August 27, 2005

Things Are Not Going Well For MAS

MABB © ®
Well, things are not going well for Evo and Garcia Linera. The ambitious project Garcia Linera wanted to push for by uniting the political left with all the social movements (specially in El Alto) never became reality.

Alvaro Garcia Linera, when asked by Evo if he would run for Vice-president at his side, answered he would, if and only if, all the social movements would ally in one colosus block. This project seemed very ambitious but if realized would have been a force to reckon with.

Well, the project has just crumpled. That is to say, the social movements were not able to bridge their differences and come to an accord. The results are that a half hearted effort to support the Garcia Linera/Evo formula has been agreed upon. Half hearted because from the two most important groups in El Alto, FEJUVE (Neighborhood Juntas Federation) and COR (Worker's Regional Union), only FEJUVE decided to continue supporting MAS. That is, if every thing goes as planned.

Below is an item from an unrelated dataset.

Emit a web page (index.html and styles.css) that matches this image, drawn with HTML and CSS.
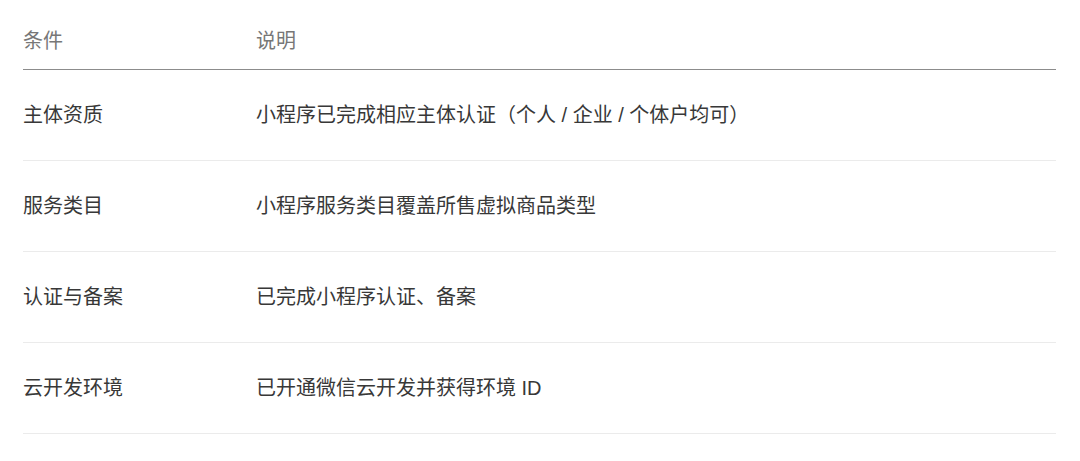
FILE: index.html
```html
<!DOCTYPE html>
<html lang="zh-CN">
  <head>
    <meta charset="UTF-8" />
    <meta name="viewport" content="width=device-width, initial-scale=1.0" />
    <title>开通条件</title>
    <link rel="stylesheet" href="styles.css">
  </head>
  <body>
    <div class="container">
      <table class="req-table">
        <thead>
          <tr>
            <th class="col-name">条件</th>
            <th>说明</th>
          </tr>
        </thead>
        <tbody>
          <tr>
            <td>主体资质</td>
            <td>小程序已完成相应主体认证（个人 / 企业 / 个体户均可）</td>
          </tr>
          <tr>
            <td>服务类目</td>
            <td>小程序服务类目覆盖所售虚拟商品类型</td>
          </tr>
          <tr>
            <td>认证与备案</td>
            <td>已完成小程序认证、备案</td>
          </tr>
          <tr>
            <td>云开发环境</td>
            <td>已开通微信云开发并获得环境 ID</td>
          </tr>
        </tbody>
      </table>
    </div>
  </body>
</html>
```

FILE: styles.css
```css
* {
  margin: 0;
  padding: 0;
  box-sizing: border-box;
}

body {
  background-color: #fff;
  font-family: "Liberation Sans", "Noto Sans CJK SC", sans-serif;
  font-size: 20px;
}

.container {
  padding: 0 24px 0 23px;
}

.req-table {
  width: 100%;
  border-collapse: collapse;
}

.req-table th {
  text-align: left;
  font-weight: normal;
  color: #777;
  line-height: 28px;
  padding: 27px 0 14px;
  border-bottom: 1px solid #8c8c8c;
}

.req-table .col-name {
  width: 233px;
}

.req-table td {
  color: #383838;
  line-height: 28px;
  padding: 31px 0;
  border-bottom: 1px solid #ebebeb;
}
```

The members of COR decided, on its Friday's assembly, that they wanted to stay independent of political parties and therefore not officially support MAS in the next elections. I think this decision makes sense precisely because COR is a worker's union. Had they become involved with MAS, they would just be another political party. Would they be able to fight against the government without biting themselves on the tail? I don't think so.

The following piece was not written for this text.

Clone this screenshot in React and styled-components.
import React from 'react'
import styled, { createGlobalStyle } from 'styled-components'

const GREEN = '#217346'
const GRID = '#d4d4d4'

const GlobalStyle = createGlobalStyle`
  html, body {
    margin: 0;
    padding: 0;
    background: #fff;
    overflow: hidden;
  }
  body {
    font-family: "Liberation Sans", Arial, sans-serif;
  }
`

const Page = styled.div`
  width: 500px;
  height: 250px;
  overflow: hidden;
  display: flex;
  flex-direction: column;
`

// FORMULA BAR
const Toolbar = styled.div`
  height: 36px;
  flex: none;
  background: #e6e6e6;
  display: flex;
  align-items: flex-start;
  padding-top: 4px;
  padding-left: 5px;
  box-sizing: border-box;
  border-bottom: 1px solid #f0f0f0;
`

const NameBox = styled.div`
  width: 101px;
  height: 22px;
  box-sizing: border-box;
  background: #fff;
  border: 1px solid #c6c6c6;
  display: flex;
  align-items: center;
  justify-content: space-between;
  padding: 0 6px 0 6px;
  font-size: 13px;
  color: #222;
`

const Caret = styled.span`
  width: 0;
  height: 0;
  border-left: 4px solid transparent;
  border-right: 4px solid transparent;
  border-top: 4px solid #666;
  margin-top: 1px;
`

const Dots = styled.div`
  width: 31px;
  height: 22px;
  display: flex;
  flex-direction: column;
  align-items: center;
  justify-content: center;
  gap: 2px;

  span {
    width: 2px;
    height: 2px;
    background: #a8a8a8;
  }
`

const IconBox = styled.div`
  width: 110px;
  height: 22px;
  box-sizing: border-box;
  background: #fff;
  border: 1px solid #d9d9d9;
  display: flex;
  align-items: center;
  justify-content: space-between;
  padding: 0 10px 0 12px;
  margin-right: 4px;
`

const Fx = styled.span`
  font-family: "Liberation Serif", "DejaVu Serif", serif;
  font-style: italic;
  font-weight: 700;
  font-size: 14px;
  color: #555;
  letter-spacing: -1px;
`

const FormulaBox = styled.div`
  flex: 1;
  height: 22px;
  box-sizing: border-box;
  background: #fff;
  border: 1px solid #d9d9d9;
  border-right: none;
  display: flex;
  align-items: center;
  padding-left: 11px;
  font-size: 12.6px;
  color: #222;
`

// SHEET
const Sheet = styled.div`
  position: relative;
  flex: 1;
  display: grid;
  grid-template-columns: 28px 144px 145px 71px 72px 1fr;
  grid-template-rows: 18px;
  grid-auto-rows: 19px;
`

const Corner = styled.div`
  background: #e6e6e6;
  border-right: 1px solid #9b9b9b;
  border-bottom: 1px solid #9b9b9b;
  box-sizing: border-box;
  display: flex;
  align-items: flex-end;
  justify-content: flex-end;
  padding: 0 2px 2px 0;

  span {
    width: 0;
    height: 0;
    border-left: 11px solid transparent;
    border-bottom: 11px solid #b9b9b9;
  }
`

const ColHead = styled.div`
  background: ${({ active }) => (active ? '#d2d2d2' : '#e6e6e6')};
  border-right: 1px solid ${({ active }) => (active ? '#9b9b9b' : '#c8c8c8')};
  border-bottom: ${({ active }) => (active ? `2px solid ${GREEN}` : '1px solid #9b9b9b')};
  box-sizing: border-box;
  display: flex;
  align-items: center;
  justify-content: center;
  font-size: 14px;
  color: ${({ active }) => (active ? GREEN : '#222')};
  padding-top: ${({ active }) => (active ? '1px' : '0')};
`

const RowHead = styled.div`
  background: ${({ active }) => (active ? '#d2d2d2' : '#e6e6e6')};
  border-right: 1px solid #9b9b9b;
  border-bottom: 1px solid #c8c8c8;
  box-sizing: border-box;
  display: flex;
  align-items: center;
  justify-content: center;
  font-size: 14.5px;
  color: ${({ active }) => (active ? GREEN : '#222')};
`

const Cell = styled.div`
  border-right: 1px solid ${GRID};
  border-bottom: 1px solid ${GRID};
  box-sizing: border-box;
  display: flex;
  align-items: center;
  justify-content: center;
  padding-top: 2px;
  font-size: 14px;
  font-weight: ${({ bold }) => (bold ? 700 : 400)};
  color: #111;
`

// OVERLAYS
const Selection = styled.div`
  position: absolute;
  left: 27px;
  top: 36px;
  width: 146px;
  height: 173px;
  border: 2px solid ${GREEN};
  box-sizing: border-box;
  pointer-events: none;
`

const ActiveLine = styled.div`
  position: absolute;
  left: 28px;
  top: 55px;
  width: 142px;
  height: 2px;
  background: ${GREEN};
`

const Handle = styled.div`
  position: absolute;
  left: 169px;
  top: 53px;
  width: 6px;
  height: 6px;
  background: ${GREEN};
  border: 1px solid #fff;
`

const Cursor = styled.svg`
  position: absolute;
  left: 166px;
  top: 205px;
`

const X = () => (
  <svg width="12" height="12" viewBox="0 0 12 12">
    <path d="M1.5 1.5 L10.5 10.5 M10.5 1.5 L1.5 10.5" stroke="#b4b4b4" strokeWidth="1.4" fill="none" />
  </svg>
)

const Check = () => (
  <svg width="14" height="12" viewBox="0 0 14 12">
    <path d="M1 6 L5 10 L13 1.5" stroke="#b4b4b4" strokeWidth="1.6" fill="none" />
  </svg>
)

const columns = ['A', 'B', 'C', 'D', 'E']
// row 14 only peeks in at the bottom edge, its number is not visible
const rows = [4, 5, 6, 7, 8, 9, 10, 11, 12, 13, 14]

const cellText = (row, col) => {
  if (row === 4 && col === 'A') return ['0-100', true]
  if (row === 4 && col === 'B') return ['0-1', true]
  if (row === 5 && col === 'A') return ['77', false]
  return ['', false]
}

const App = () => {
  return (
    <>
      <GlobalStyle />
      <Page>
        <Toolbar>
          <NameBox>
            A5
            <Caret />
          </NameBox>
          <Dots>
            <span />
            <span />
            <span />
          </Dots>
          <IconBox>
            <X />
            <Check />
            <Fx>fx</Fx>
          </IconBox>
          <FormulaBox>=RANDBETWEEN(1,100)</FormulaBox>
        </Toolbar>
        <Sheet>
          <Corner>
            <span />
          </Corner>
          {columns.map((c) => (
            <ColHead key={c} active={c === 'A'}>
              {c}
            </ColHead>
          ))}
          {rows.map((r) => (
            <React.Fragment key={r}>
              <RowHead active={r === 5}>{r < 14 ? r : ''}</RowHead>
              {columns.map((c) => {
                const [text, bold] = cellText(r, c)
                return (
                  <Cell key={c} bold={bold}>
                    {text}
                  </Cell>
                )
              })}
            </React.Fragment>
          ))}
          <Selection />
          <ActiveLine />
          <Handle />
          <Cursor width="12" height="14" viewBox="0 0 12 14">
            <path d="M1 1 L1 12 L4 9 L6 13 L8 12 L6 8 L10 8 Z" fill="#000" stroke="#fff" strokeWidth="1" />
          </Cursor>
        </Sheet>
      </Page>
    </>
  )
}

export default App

As for the support of FEJUVE, it is conditioned to two things. First, in exchange for support, FEJUVE gets the four nominations for uninominal (directly elected deputies) deputies. And second, the president of FEJUVE, Abel Mamani, gets to run for the prefecture of La Paz under the MAS formula. However, this is not 100% secured. MAS, as FEJUVE, is composed of many smaller organizations, which are denominated bases or bases. These bases are questioning the deals MAS made with FEJUVE. They feel they also have to get some participants as candidates.

The thing gets more complicated when the gremiales (informal and formal small vendors) or the student unions are taken into account. El Alto is not an easy place to discern politically. There are too many interests and too many groups and too many differences among them to call them a cohesive group.

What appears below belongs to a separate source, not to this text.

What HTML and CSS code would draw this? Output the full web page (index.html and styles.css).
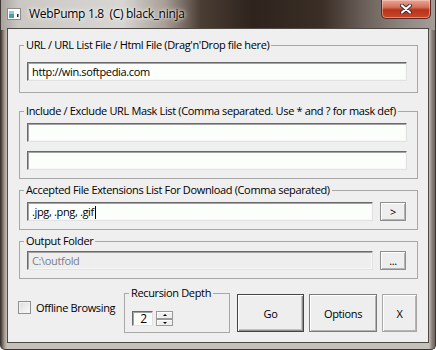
FILE: index.html
```html
<!DOCTYPE html>
<html lang="en">
<head>
    <meta charset="UTF-8">
    <meta name="viewport" content="width=device-width, initial-scale=1.0">
    <title>WebPump 1.8</title>
    <link rel="stylesheet" href="styles.css">
</head>
<body>
    <div class="window">
        <div class="titlebar">
            <svg class="app-icon" width="14" height="12" viewBox="0 0 14 12">
                <rect x="0.5" y="0.5" width="13" height="11" fill="#fdfdfd" stroke="#8a8a8a"/>
                <rect x="2" y="3" width="5" height="7" fill="#4f9ab0"/>
                <rect x="2" y="3" width="5" height="3" fill="#8fd0c8"/>
                <rect x="10" y="6" width="1.5" height="3" fill="#222"/>
            </svg>
            <span class="title">WebPump 1.8&nbsp; (C) black_ninja</span>
            <div class="close">
                <svg width="12" height="10" viewBox="0 0 12 10">
                    <path d="M2 1.5 L10 8.5 M10 1.5 L2 8.5" stroke="#3a2a30" stroke-width="4" stroke-linecap="round"/>
                    <path d="M2 1.5 L10 8.5 M10 1.5 L2 8.5" stroke="#ffffff" stroke-width="2.2" stroke-linecap="round"/>
                </svg>
            </div>
        </div>

        <div class="client">
            <fieldset class="group url-group">
                <legend>URL / URL List File / Html File (Drag'n'Drop file here)</legend>
                <div class="edit">http://win.softpedia.com</div>
            </fieldset>

            <fieldset class="group mask-group">
                <legend>Include / Exclude URL Mask List (Comma separated. Use * and ? for mask def)</legend>
                <div class="edit"></div>
                <div class="edit"></div>
            </fieldset>

            <fieldset class="group ext-group">
                <legend>Accepted File Extensions List For Download (Comma separated)</legend>
                <div class="row">
                    <div class="edit">.jpg, .png, .gif<span class="caret"></span></div>
                    <button class="btn small">&gt;</button>
                </div>
            </fieldset>

            <fieldset class="group out-group">
                <legend>Output Folder</legend>
                <div class="row">
                    <div class="edit disabled">C:\outfold</div>
                    <button class="btn small">...</button>
                </div>
            </fieldset>

            <div class="bottom-row">
                <label class="check"><span class="box"></span>Offline Browsing</label>

                <fieldset class="group depth">
                    <legend>Recursion Depth</legend>
                    <div class="spin">
                        <div class="spin-value">2</div>
                        <div class="spin-buttons">
                            <span class="spin-btn up"></span>
                            <span class="spin-btn down"></span>
                        </div>
                    </div>
                </fieldset>

                <button class="btn big go">Go</button>
                <button class="btn big options">Options</button>
                <button class="btn big quit">X</button>
            </div>
        </div>
    </div>
</body>
</html>
```

FILE: styles.css
```css
body {
    margin: 0;
    background: #ffffff;
    font-family: "Open Sans", "Noto Sans", sans-serif;
    font-size: 11px;
    letter-spacing: -0.35px;
    color: #000;
}

.window {
    width: 436px;
    height: 350px;
    box-sizing: border-box;
    display: flex;
    flex-direction: column;
    border: 1px solid #3e3632;
    border-top: none;
    border-radius: 0 0 5px 5px;
    background:
        linear-gradient(90deg, #a8a29c 0%, #cbc8c4 4%, #d8d6d3 28%, #a69c94 38%, #4a3d34 46%, #2e241d 58%, #3a2e26 74%, #6c625b 84%, #8f8781 93%, #a59e98 100%) 0 0 / 100% 30px no-repeat,
        linear-gradient(90deg, #4a3c34 0, #9a9088 3px, #c6c0ba 6px, #c6c0ba 428px, #8a807a 431px, #6e645e 100%);
}

/* title bar */

.window .titlebar {
    height: 28px;
    display: flex;
    align-items: flex-start;
    flex-shrink: 0;
}

.window .titlebar .app-icon {
    margin: 8px 0 0 6px;
}

.window .titlebar .title {
    margin: 6px 0 0 8px;
    font-size: 12px;
    line-height: 16px;
    letter-spacing: -0.3px;
    color: #000;
    text-shadow: 0 0 6px #fff, 0 0 3px #fff;
}

.window .titlebar .close {
    margin-left: auto;
    margin-right: 4px;
    width: 50px;
    height: 19px;
    box-sizing: border-box;
    border: 1px solid #5a2a22;
    border-top: none;
    border-radius: 0 0 5px 5px;
    background: linear-gradient(180deg, #e9a796 0%, #d4705a 40%, #b8321a 55%, #c9482c 100%);
    box-shadow: inset 0 0 0 1px rgba(255, 220, 210, .45);
    display: flex;
    justify-content: center;
    align-items: center;
}

/* client area */

.window .client {
    flex: 1;
    margin: 0 6px 6px 6px;
    border: 1px solid #4c4846;
    background: #efefef;
    padding: 9px 10px 0 11px;
    display: flex;
    flex-direction: column;
}

.group {
    margin: 0;
    border: 1px solid #a8a8a8;
    padding: 0 10px 0 7px;
    min-width: 0;
    display: flex;
    flex-direction: column;
}

.group legend {
    padding: 0 2px;
    margin-left: -3px;
    line-height: 14px;
    white-space: nowrap;
}

.group > .edit {
    flex: none;
}

.url-group {
    padding-top: 10px;
    padding-bottom: 11px;
}

.mask-group {
    margin-top: 11px;
    padding-top: 5px;
    padding-bottom: 8px;
    gap: 9px;
}

.ext-group {
    margin-top: 4px;
    padding-top: 5px;
    padding-bottom: 8px;
    padding-right: 11px;
}

.out-group {
    margin-top: 4px;
    padding-top: 3px;
    padding-bottom: 8px;
    padding-right: 11px;
}

.group .row {
    display: flex;
    gap: 7px;
}

.edit {
    flex: 1;
    height: 19px;
    box-sizing: border-box;
    border: 1px solid;
    border-color: #6a6a6a #e2e2e2 #e2e2e2 #6a6a6a;
    box-shadow: inset 1px 1px 0 #a3a3a3, inset -1px -1px 0 #f7f7f7;
    background: #fcfefc;
    padding: 0 4px;
    line-height: 17px;
    white-space: nowrap;
    overflow: hidden;
}

.edit.disabled {
    background: #eeeeee;
    color: #77808c;
}

.edit .caret {
    display: inline-block;
    width: 0;
    height: 13px;
    margin-left: 1px;
    border-left: 1px solid #000;
    vertical-align: -3px;
}

/* buttons */

.btn {
    box-sizing: border-box;
    margin: 0;
    padding: 0;
    border: 1px solid #8e8e8e;
    background: #eeeeee;
    box-shadow: inset 1px 1px 0 #ffffff, inset -1px -1px 0 #b4b4b4;
    font-family: "Open Sans", "Noto Sans", sans-serif;
    font-size: 11px;
    letter-spacing: -0.35px;
    color: #000;
}

.btn.small {
    width: 26px;
    height: 19px;
    line-height: 15px;
}

.btn.big {
    height: 38px;
    margin-top: 8px;
}

.btn.go {
    width: 67px;
    margin-left: 7px;
    border-color: #454545;
    box-shadow: inset 1px 1px 0 #ffffff, inset -1px -1px 0 #8c8c8c, inset -2px -2px 0 #c4c4c4;
}

.btn.options {
    width: 68px;
    margin-left: 5px;
    border-color: #7a7a7a;
}

.btn.quit {
    width: 35px;
    margin-left: 5px;
    border-color: #a6a6a6;
}

/* bottom row */

.bottom-row {
    margin-top: 7px;
    display: flex;
    align-items: flex-start;
}

.check {
    width: 105px;
    margin-top: 15px;
    display: flex;
    align-items: center;
    gap: 5px;
    line-height: 13px;
}

.check .box {
    width: 13px;
    height: 13px;
    box-sizing: border-box;
    margin-left: -1px;
    border: 1px solid #8e8f8f;
    background: linear-gradient(135deg, #dcdcdc, #fbfbfb);
    box-shadow: inset 0 0 0 1px #f2f2f2;
}

.group.depth {
    width: 106px;
    box-sizing: border-box;
    padding: 11px 0 6px 7px;
}

.spin {
    display: flex;
    gap: 3px;
}

.spin-value {
    width: 21px;
    height: 15px;
    box-sizing: border-box;
    border: 1px solid;
    border-color: #6a6a6a #e2e2e2 #e2e2e2 #6a6a6a;
    box-shadow: inset 1px 1px 0 #a3a3a3;
    background: #fcfefc;
    font-size: 12px;
    line-height: 13px;
    text-align: center;
    padding-left: 2px;
}

.spin-buttons {
    display: flex;
    flex-direction: column;
}

.spin-btn {
    width: 17px;
    height: 7px;
    box-sizing: border-box;
    border: 1px solid #9a9a9a;
    background: #efefef;
    box-shadow: inset 1px 1px 0 #fff;
    display: flex;
    justify-content: center;
    align-items: center;
}

.spin-btn.up {
    height: 8px;
}

.spin-btn::after {
    content: "";
    border-left: 2px solid transparent;
    border-right: 2px solid transparent;
}

.spin-btn.up::after {
    border-bottom: 2px solid #000;
}

.spin-btn.down::after {
    border-top: 2px solid #000;
}
```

As a result, what I called the Garcia Linera project, has definitely disintegrated. Now it is up to MAS to keep this lefty "mass" together before more pieces start to fall apart. And I am not even mentioning the supposed gain on the middle-class voters Garcia Linera's candidacy was going to bring.

The big questions are: Will the Bolivian left be able to get its act together for December? Is there a Bolivian left, per se? Where are Izquierda Unida, Partido Cominista and Partido Socialista?

Prediction: There is one prediction I am voluteering to make in regards to the outcomes from all these alliances. ASSUMING, FEJUVE and other social movements alike, end up supporting MAS and also ASSUMING MAS, as is expected, gains seats in Congress, then I think it is reasonable to expect that the participating organizations will be quieter and will not engage in protests as much. That concretly means that if FEJUVE becomes part of the system by having leaders as congressmen, they will be less likely to stage as disrupting protests as they are accustomed to. In other words, they will become more or less irrelevant. Much like the once powerful CSUTCB (Only Peasant's Union of Bolivia).